I've looked into some old posts like this, but I am not sure if these are applicable in my case. My lack of Lie Algebra knowledge seems to be a problem here.

2 Answers2

2

If $A$ is not defective, then it can be decomposed as $$\eqalign{ \def\Mi{M^{-1}} \def\Mt{M^T} \def\Mit{M^{-T}} \def\k{\otimes} \def\h{\odot} \def\c{\cdot} \def\LR#1{\left(#1\right)} \def\l{\lambda} \def\Diag{\operatorname{Diag}} \def\vc{\operatorname{vec}} \def\p{\partial} \def\grad#1#2{\frac{\p #1}{\p #2}} A &= M\,L\,\Mi\qquad\quad L = \Diag(\l_k) \\ }$$ and the Daleckii-Krein Theorem can be invoked to obtain the gradient $$\eqalign{ B &= f(A) \\ dB &= M\Big(R\h\big(\Mi\,dA\,M\big)\Big)\Mi \\ \grad B{A_{ij}} &= M\Big(R\h\big(\Mi\,E_{ij}\,M\big)\Big)\Mi \\ }$$ where $(\h)$ is the Hadamard product and the components of the $E_{ij}$ matrix are all zero except for the $(i,j)$ component which is equal to one.

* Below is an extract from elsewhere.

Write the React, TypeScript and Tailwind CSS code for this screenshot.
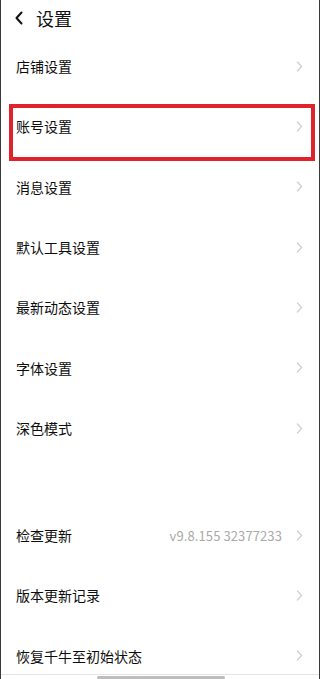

The components of the $R$ matrix are $$\eqalign{ R_{k\ell} \;=\; \begin{cases} {\large\frac{f(\l_k)\,-\,f(\l_\ell)}{\l_k\,-\,\l_\ell}}\qquad{\rm if}\;\l_k\ne\l_\ell \\ \\ \quad{\small f'(\l_k)}\qquad\qquad{\rm otherwise} \\ \end{cases} \\ }$$ In the current problem, the function of interest is $$ f(z) = f'(z) = \exp(z) $$

The above result can be flattened into a matrix-valued gradient $$\eqalign{ \def\R{{\large\cal D}} a &= \vc(A),\quad b= \vc(B), \quad \color{red}{\R\equiv\Diag\big(\!\vc(R)\big)} \\ db &= \vc(dB) \;=\; \LR{\Mit\k M}\R\,\LR{\Mt\k\Mi}\, da \\ \grad ba &= \LR{\Mt\k\Mi}^{-1}\,\R\,\LR{\Mt\k\Mi} \\ }$$


A recent paper by Magnus extends this idea to defective matrices, but it is much more complicated.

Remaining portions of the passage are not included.